- Job
Each line below must be set down exactly; omit any image you find.

- Source data
================================

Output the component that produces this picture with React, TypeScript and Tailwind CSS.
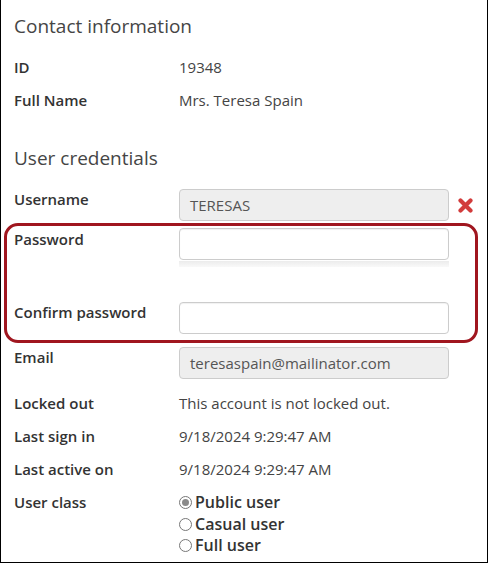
const font = { fontFamily: '"Open Sans", "Liberation Sans", sans-serif' };

function Label({ children }: { children: React.ReactNode }) {
  return <div className="text-[15px] leading-[20px] font-semibold text-[#333]">{children}</div>;
}

function InfoRow({ label, value }: { label: string; value: string }) {
  return (
    <div className="grid grid-cols-[165px_1fr]">
      <Label>{label}</Label>
      <div className="text-[15px] leading-[20px] text-[#444]">{value}</div>
    </div>
  );
}

function TextBox({ value, disabled }: { value?: string; disabled?: boolean }) {
  return (
    <div
      className={
        "h-[32px] w-[270px] rounded-[4px] border border-[#cccccc] px-[10px] text-[15px] leading-[30px] text-[#555] " +
        (disabled ? "bg-[#eeeeee]" : "bg-white shadow-[inset_0_1px_1px_rgba(0,0,0,0.06)]")
      }
    >
      {value}
    </div>
  );
}

function Radio({ label, checked }: { label: string; checked?: boolean }) {
  return (
    <div className="flex items-center gap-[3px] text-[16px] leading-[21.5px] font-semibold text-[#333]">
      <span className="flex h-[13px] w-[13px] items-center justify-center rounded-full border border-[#777] bg-white">
        {checked && <span className="h-[7px] w-[7px] rounded-full bg-[#8a8a8a]" />}
      </span>
      {label}
    </div>
  );
}

export default function App() {
  return (
    <div style={font} className="h-[563px] w-[488px] overflow-hidden border-x border-b border-black bg-white">
      <div className="px-[13px] pt-[12px]">
        <h2 className="text-[19px] leading-[28px] text-[#454545]">Contact information</h2>

        <div className="mt-[17px] flex flex-col gap-[13px]">
          <InfoRow label="ID" value="19348" />
          <InfoRow label="Full Name" value="Mrs. Teresa Spain" />
        </div>

        <h2 className="mt-[34px] text-[19px] leading-[28px] text-[#454545]">User credentials</h2>

        <div className="mt-[17px] grid grid-cols-[165px_270px_auto] items-start">
          <Label>Username</Label>
          <TextBox value="TERESAS" disabled />
          <div className="flex h-[32px] items-center pl-[9px]">
            <svg width="15" height="15" viewBox="0 0 15 15">
              <path d="M2.5 2.5 L12.5 12.5 M12.5 2.5 L2.5 12.5" stroke="#d23c3c" strokeWidth="4.2" strokeLinecap="round" />
            </svg>
          </div>
        </div>

        <div className="-ml-[10px] mr-[-4px] mt-[2px] rounded-[14px] border-[3px] border-[#a0161f] pb-[6px] pl-[7px] pt-[2px]">
          <div className="grid grid-cols-[165px_270px] items-start">
            <div className="pt-[1px]">
              <Label>Password</Label>
            </div>
            <div>
              <TextBox />
              <div className="mt-[1px] h-[6px] w-[270px] bg-gradient-to-b from-[#ececec] to-[#f9f9f9]" />
            </div>
          </div>
          <div className="mt-[35px] grid grid-cols-[165px_270px] items-start">
            <Label>Confirm password</Label>
            <TextBox />
          </div>
        </div>

        <div className="mt-[4px] grid grid-cols-[165px_270px] items-start">
          <Label>Email</Label>
          <TextBox value="teresaspain@mailinator.com" disabled />
        </div>

        <div className="mt-[14px] flex flex-col gap-[13px]">
          <InfoRow label="Locked out" value="This account is not locked out." />
          <InfoRow label="Last sign in" value="9/18/2024 9:29:47 AM" />
          <InfoRow label="Last active on" value="9/18/2024 9:29:47 AM" />
          <div className="grid grid-cols-[165px_1fr]">
            <Label>User class</Label>
            <div className="flex flex-col">
              <Radio label="Public user" checked />
              <Radio label="Casual user" />
              <Radio label="Full user" />
            </div>
          </div>
        </div>
      </div>
    </div>
  );
}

================================

- Solution for this problem
Output the component that produces this picture with React, TypeScript and Tailwind CSS.
const font = { fontFamily: '"Open Sans", "Liberation Sans", sans-serif' };

function Label({ children }: { children: React.ReactNode }) {
  return <div className="text-[15px] leading-[20px] font-semibold text-[#333]">{children}</div>;
}

function InfoRow({ label, value }: { label: string; value: string }) {
  return (
    <div className="grid grid-cols-[165px_1fr]">
      <Label>{label}</Label>
      <div className="text-[15px] leading-[20px] text-[#444]">{value}</div>
    </div>
  );
}

function TextBox({ value, disabled }: { value?: string; disabled?: boolean }) {
  return (
    <div
      className={
        "h-[32px] w-[270px] rounded-[4px] border border-[#cccccc] px-[10px] text-[15px] leading-[30px] text-[#555] " +
        (disabled ? "bg-[#eeeeee]" : "bg-white shadow-[inset_0_1px_1px_rgba(0,0,0,0.06)]")
      }
    >
      {value}
    </div>
  );
}

function Radio({ label, checked }: { label: string; checked?: boolean }) {
  return (
    <div className="flex items-center gap-[3px] text-[16px] leading-[21.5px] font-semibold text-[#333]">
      <span className="flex h-[13px] w-[13px] items-center justify-center rounded-full border border-[#777] bg-white">
        {checked && <span className="h-[7px] w-[7px] rounded-full bg-[#8a8a8a]" />}
      </span>
      {label}
    </div>
  );
}

export default function App() {
  return (
    <div style={font} className="h-[563px] w-[488px] overflow-hidden border-x border-b border-black bg-white">
      <div className="px-[13px] pt-[12px]">
        <h2 className="text-[19px] leading-[28px] text-[#454545]">Contact information</h2>

        <div className="mt-[17px] flex flex-col gap-[13px]">
          <InfoRow label="ID" value="19348" />
          <InfoRow label="Full Name" value="Mrs. Teresa Spain" />
        </div>

        <h2 className="mt-[34px] text-[19px] leading-[28px] text-[#454545]">User credentials</h2>

        <div className="mt-[17px] grid grid-cols-[165px_270px_auto] items-start">
          <Label>Username</Label>
          <TextBox value="TERESAS" disabled />
          <div className="flex h-[32px] items-center pl-[9px]">
            <svg width="15" height="15" viewBox="0 0 15 15">
              <path d="M2.5 2.5 L12.5 12.5 M12.5 2.5 L2.5 12.5" stroke="#d23c3c" strokeWidth="4.2" strokeLinecap="round" />
            </svg>
          </div>
        </div>

        <div className="-ml-[10px] mr-[-4px] mt-[2px] rounded-[14px] border-[3px] border-[#a0161f] pb-[6px] pl-[7px] pt-[2px]">
          <div className="grid grid-cols-[165px_270px] items-start">
            <div className="pt-[1px]">
              <Label>Password</Label>
            </div>
            <div>
              <TextBox />
              <div className="mt-[1px] h-[6px] w-[270px] bg-gradient-to-b from-[#ececec] to-[#f9f9f9]" />
            </div>
          </div>
          <div className="mt-[35px] grid grid-cols-[165px_270px] items-start">
            <Label>Confirm password</Label>
            <TextBox />
          </div>
        </div>

        <div className="mt-[4px] grid grid-cols-[165px_270px] items-start">
          <Label>Email</Label>
          <TextBox value="teresaspain@mailinator.com" disabled />
        </div>

        <div className="mt-[14px] flex flex-col gap-[13px]">
          <InfoRow label="Locked out" value="This account is not locked out." />
          <InfoRow label="Last sign in" value="9/18/2024 9:29:47 AM" />
          <InfoRow label="Last active on" value="9/18/2024 9:29:47 AM" />
          <div className="grid grid-cols-[165px_1fr]">
            <Label>User class</Label>
            <div className="flex flex-col">
              <Radio label="Public user" checked />
              <Radio label="Casual user" />
              <Radio label="Full user" />
            </div>
          </div>
        </div>
      </div>
    </div>
  );
}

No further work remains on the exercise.